Holistic healing through forgiveness is both a paradox and a gift.
Forgiveness is a gift that brings healing to the giver and to the world. We see an external world of pain and suffering and forgive the thought that our Creator wills this pain for others. We feel an internal world of pain and suffering and forgive the thought that our Creator wills this pain for us. We think about how to see a hurtful act or situation from another person’s perspective. We release our expectations for an apology or changed behavior. It is a paradox that forgiveness heals your own mind, as well as the minds of those you forgive.
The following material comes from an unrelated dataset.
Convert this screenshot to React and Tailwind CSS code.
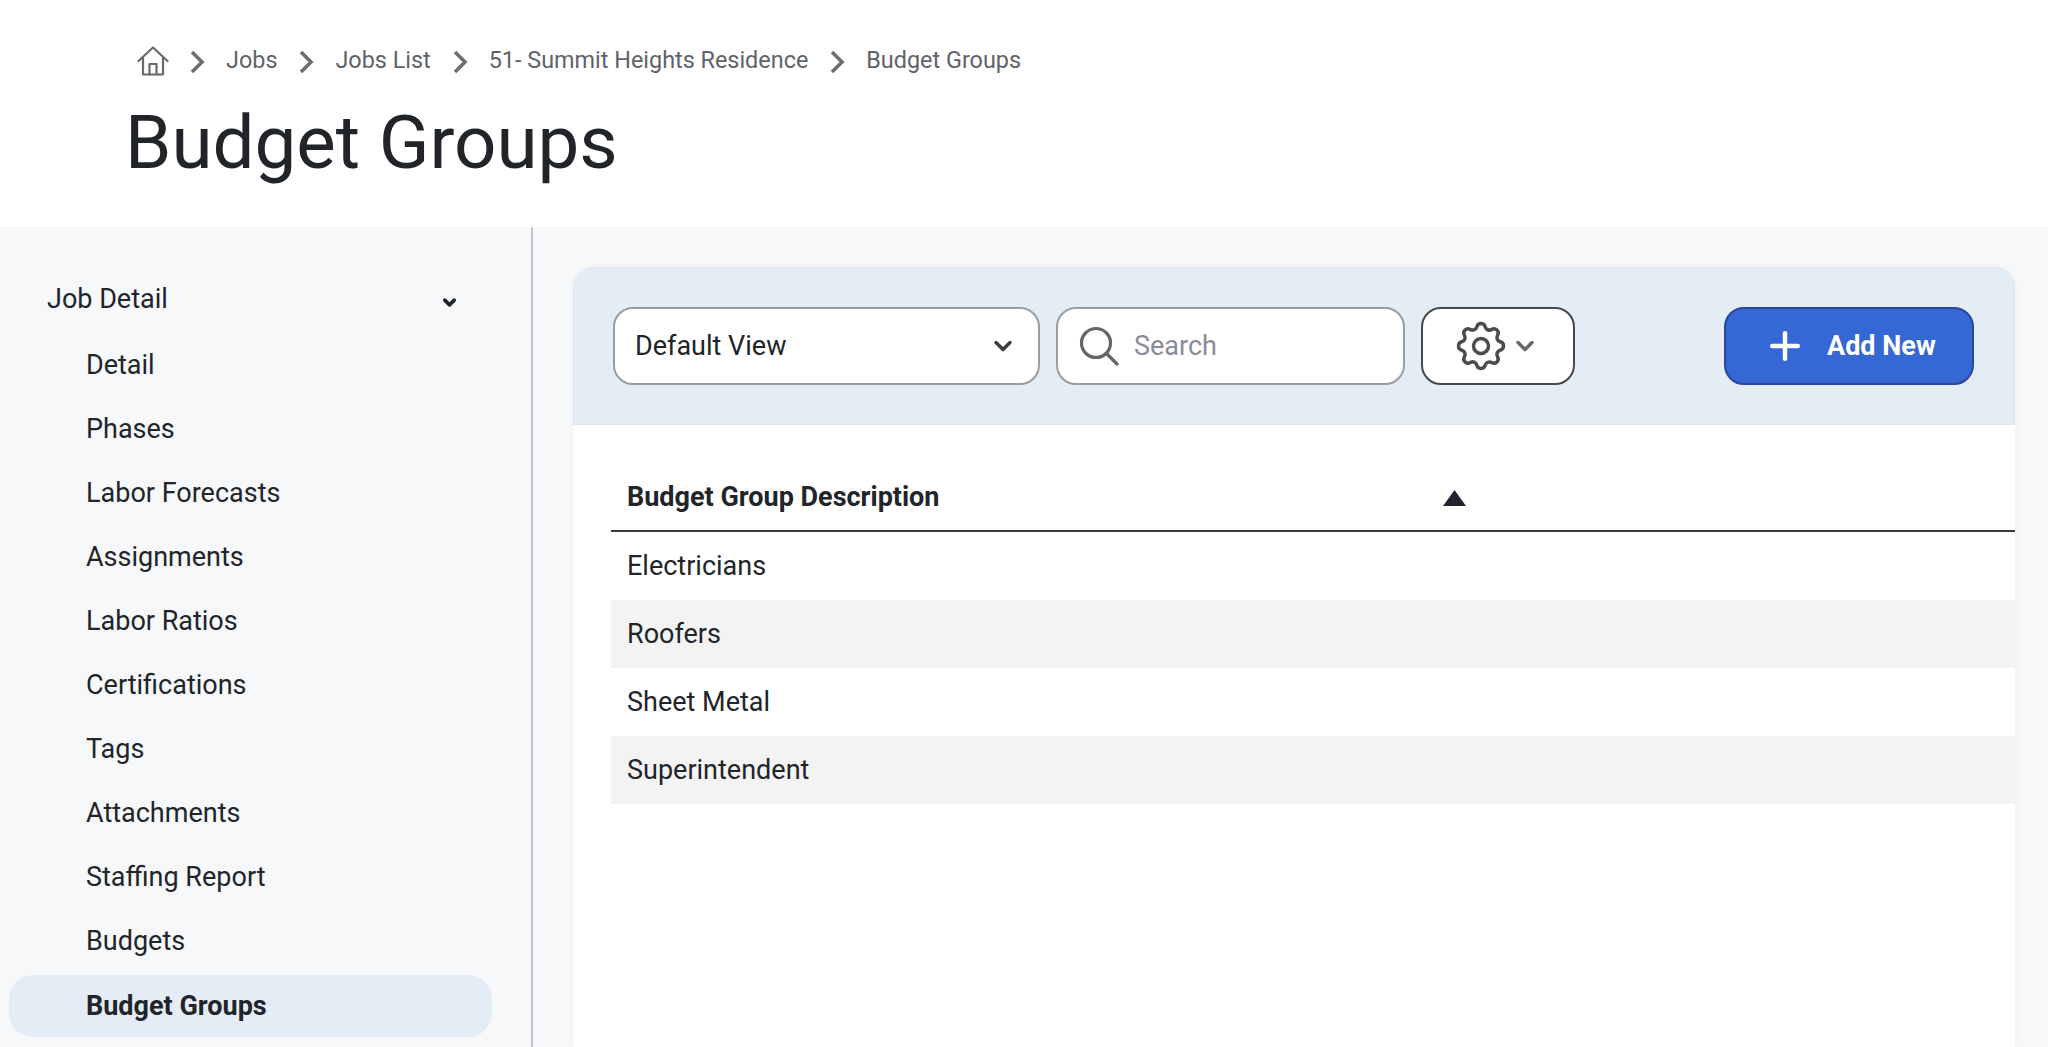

Forgiveness brings the gift of healing to body, mind and spirit. Forgiveness is a way of letting go.
Nature wisdom shows us the link between letting go and growth.
Bulbs planted deep in the soil of an earthly womb remind us that letting go is about darkness and mystery. Only through this dark process can bulbs grow and emerge as the springtime harbingers of new life. Rose bushes require pruning. Pruning is also a way of letting go. Pruning creates strength and new growth, but only if done wisely. Nature shows us the link between letting go and growth. But often we refuse to let go. We lack trust and fear uncertainty. Sometimes the events in our lives help us with letting go. They force us to face darkness and mystery. But they also build courage and strength for the journey ahead. Letting go is part of spiritual growth.
Science and nature wisdom reveal the benefits of letting go.
Doctors now recognize negative emotions as risk factors for illness, such as heart attack and stroke. According to a recent study, about 30% of 200 stroke patients experienced strong negative emotions, such as fear or anger, in the two hours preceding the onset of symptoms. Nature images show us the need to let go for growth. They can help us change our response to stressful people and situations. And science shows us the need to do so.
Letting go is at the heart of any spiritual journey, yet we cling with such tenacity to our petty wills and our need for control. We wrestle in vain with the question, “Why?” We forget that change and mystery are present in nature and present in our lives. They are an integral part of all growth, along with timing and resilience. Letting go is an act of faith.